Renata Kaznowska podkreśla, że w obszarze edukacji konieczne jest zwiększenie rządowego poziomu dofinansowania dla przedszkolaków z Ukrainy: - Obecnie otrzymane z budżetu państwa środki pokrywają tylko niecałe 30 proc. faktycznych wydatków, które ponosimy w tym zakresie. Usłyszeliśmy, że strona rządowa pracuje nad rozwiązaniem problemu wychowanków w przedszkolach. Na razie jest to propozycja nieco ponad 350 zł na dziecko miesięcznie, a utrzymanie malucha w przedszkolu w Warszawie to koszt ponad 1200 zł miesięcznie. Aby pokryć wydatki miasta w tym zakresie, środki z budżetu państwa przekazane za okres 24 lutego - 31 marca, powinny wynosić około 12 mln zł, a nie 5,3 mln zł.
Samorządowcy apelują również o możliwość tworzenia i dotowania niepublicznych domowych punktów przedszkolnych (do 7 dzieci). Propozycję przepisów w tym zakresie zawarto w senackim projekcie ustawy o zmianie ustawy o pomocy obywatelom Ukrainy w związku z konfliktem zbrojnym na terytorium tego państwa. Jak podkreśla wiceprezydent Kaznowska, do uruchomienia domowych punktów przedszkolnych zainspirowały samorządowców uchodźczynie, które w ten sposób już organizują opiekę nad dziećmi – dzięki temu inne kobiety mogą szukać zatrudnienia lub iść do pracy.
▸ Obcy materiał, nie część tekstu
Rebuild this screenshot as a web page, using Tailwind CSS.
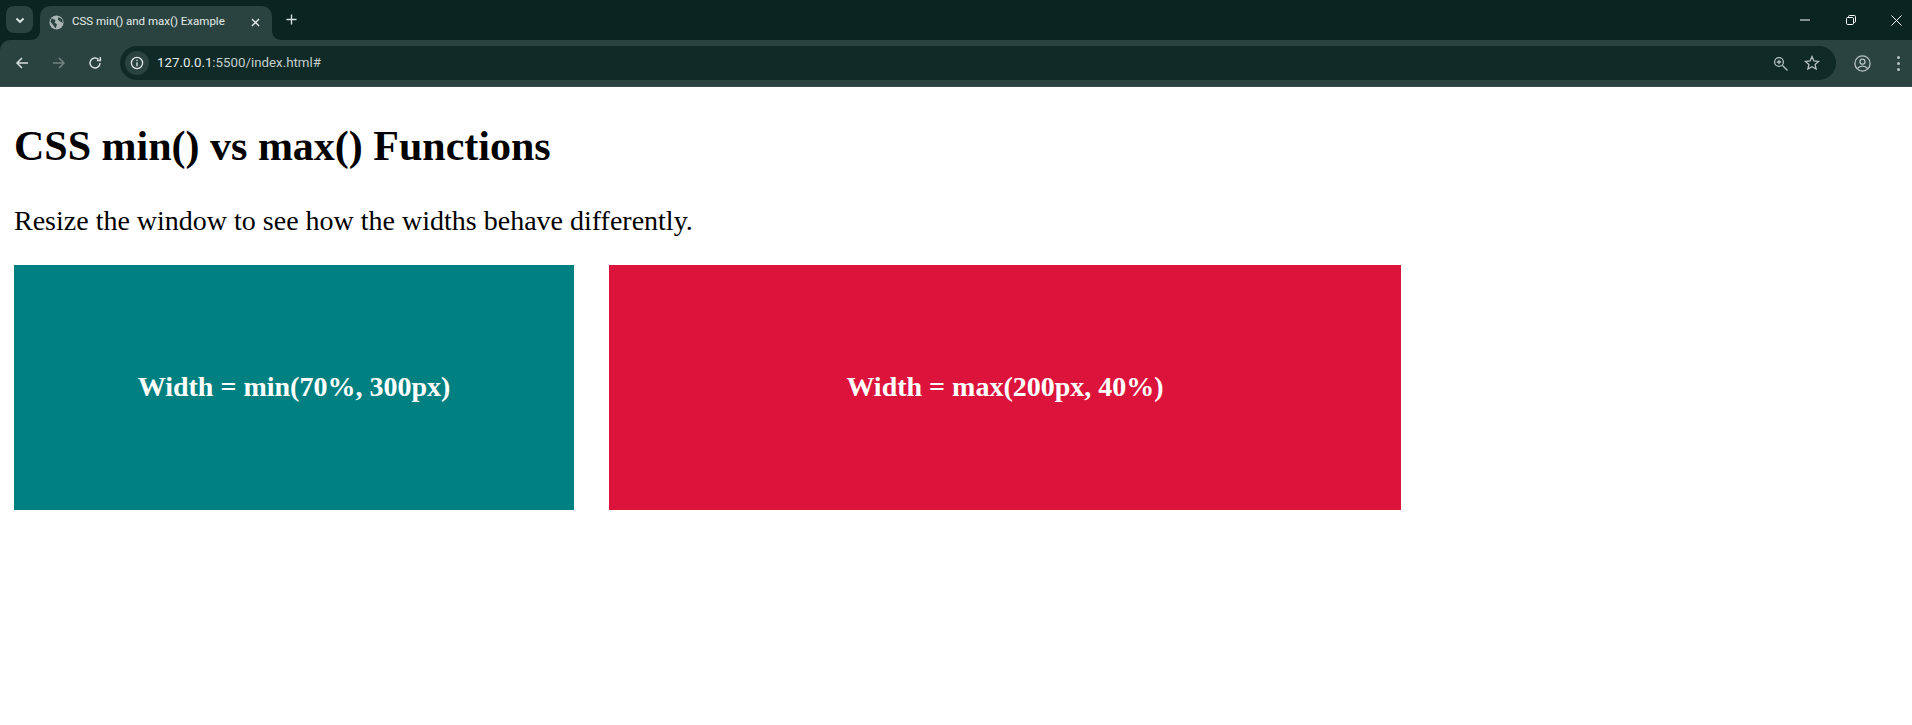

– Chociaż mamy dopiero maj, to jako samorządy już planujemy nowy rok szkolny. Domagamy się od rządu pomocy w organizacji i dofinasowaniu kształcenia uczniów w systemie ukraińskim. Do nauki zdalnej potrzeba całej infrastruktury, sprzętu i pomieszczeń – wylicza Renata Kaznowska, i dodaje: – Potrzebujemy również pieniędzy na budowę nowych placówek i rozbudowę obiektów oświatowych.
Nie wiemy, kiedy ta fala się zatrzyma
Jan Grabkowski, starosta poznański: – Traktuję z zadowoleniem to, że możemy od czasu do czasu rozmawiać ze zrozumieniem. Widzę światełko w tunelu. Dużo sobie obiecuję po następnym spotkaniu, bo do celu trzeba iść z wytrwałością.
– Liczę, że będziemy też rozmawiali o tym, jak w przyszłości będzie wyglądało nasze dobre sąsiedztwo z wszystkimi sąsiadami. Mówię to jako przedstawiciel gminy graniczącej z Białorusią, gdzie nie chcemy nowego Muru Berlińskiego - podkreśla Krzysztof Iwaniuk, wójt Terespola.
Grzegorz Cichy, burmistrz małopolskich Proszowic, dodaje: – Każdego dnia do Polski przybywają nowi uchodźcy i nie wiemy, kiedy ta fala może się zatrzymać. A co będzie dalej? Uchodźcy znajdują się w tymczasowych obiektach, remizach, salach gimnastycznych – ale co dalej? Czy znajdą się zachęty finansowe, aby można było uchodźców przyjmować w innych miejscach?
Obszarów do uregulowania jest znacznie więcej. Kolejne posiedzenie zespołu roboczego ws. budownictwa odbędzie się 10 maja i następnie, 16 maja zaplanowano spotkanie zespołu doraźnego rząd-samorząd.